* _Supplied records_:
————————

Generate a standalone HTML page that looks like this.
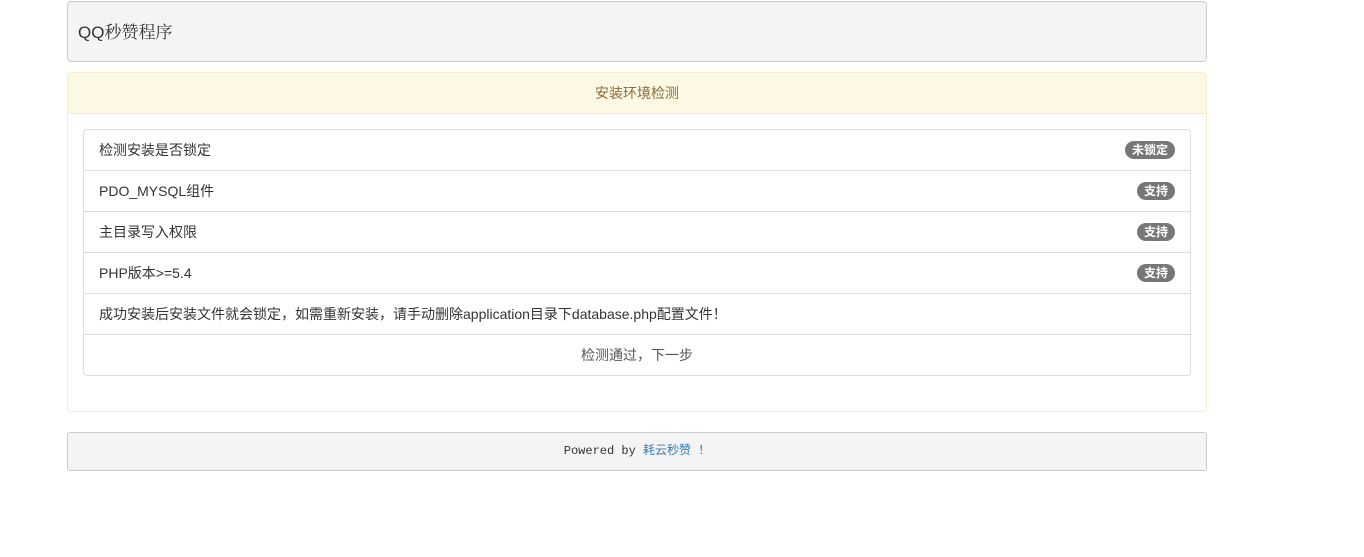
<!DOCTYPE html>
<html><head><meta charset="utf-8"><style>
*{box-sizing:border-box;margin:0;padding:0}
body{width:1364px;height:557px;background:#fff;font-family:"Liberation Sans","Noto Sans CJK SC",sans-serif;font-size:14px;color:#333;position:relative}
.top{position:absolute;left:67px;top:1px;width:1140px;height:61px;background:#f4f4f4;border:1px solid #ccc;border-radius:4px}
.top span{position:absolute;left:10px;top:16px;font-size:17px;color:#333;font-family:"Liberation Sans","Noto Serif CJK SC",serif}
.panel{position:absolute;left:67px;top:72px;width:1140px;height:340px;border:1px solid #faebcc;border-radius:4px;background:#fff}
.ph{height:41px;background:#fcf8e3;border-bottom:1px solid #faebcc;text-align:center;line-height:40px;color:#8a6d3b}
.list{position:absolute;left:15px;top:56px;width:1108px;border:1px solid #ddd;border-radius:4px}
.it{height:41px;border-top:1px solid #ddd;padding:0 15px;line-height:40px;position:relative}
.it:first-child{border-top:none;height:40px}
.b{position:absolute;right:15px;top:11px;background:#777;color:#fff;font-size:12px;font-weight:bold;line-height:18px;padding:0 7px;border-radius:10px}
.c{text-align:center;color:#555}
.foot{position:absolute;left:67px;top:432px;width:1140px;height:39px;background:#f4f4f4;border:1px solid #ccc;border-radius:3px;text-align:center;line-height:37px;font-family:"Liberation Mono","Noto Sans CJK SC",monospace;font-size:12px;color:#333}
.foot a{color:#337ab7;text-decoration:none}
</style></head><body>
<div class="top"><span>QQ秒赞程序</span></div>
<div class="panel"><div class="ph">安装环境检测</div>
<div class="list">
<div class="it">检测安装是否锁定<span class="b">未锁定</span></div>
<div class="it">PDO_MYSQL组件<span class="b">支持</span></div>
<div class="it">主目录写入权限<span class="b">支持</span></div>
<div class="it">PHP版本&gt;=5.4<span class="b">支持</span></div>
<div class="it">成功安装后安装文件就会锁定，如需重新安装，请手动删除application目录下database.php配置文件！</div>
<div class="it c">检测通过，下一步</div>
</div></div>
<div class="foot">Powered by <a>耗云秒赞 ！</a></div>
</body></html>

————————

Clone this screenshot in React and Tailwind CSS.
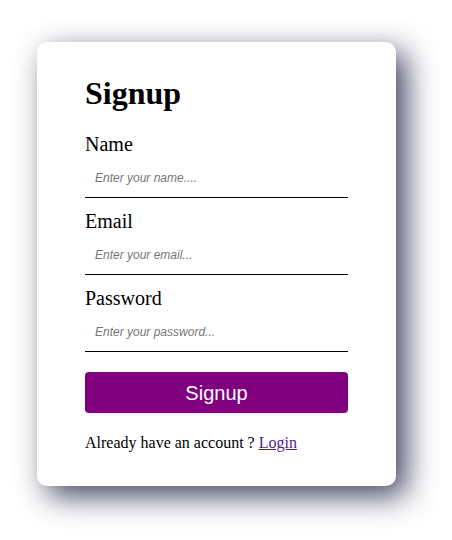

————————

* _Aim of the task_: Extract all lines from the data in which "this" is found.

* _Reply_:
Generate a standalone HTML page that looks like this.
Clone this screenshot in React and Tailwind CSS.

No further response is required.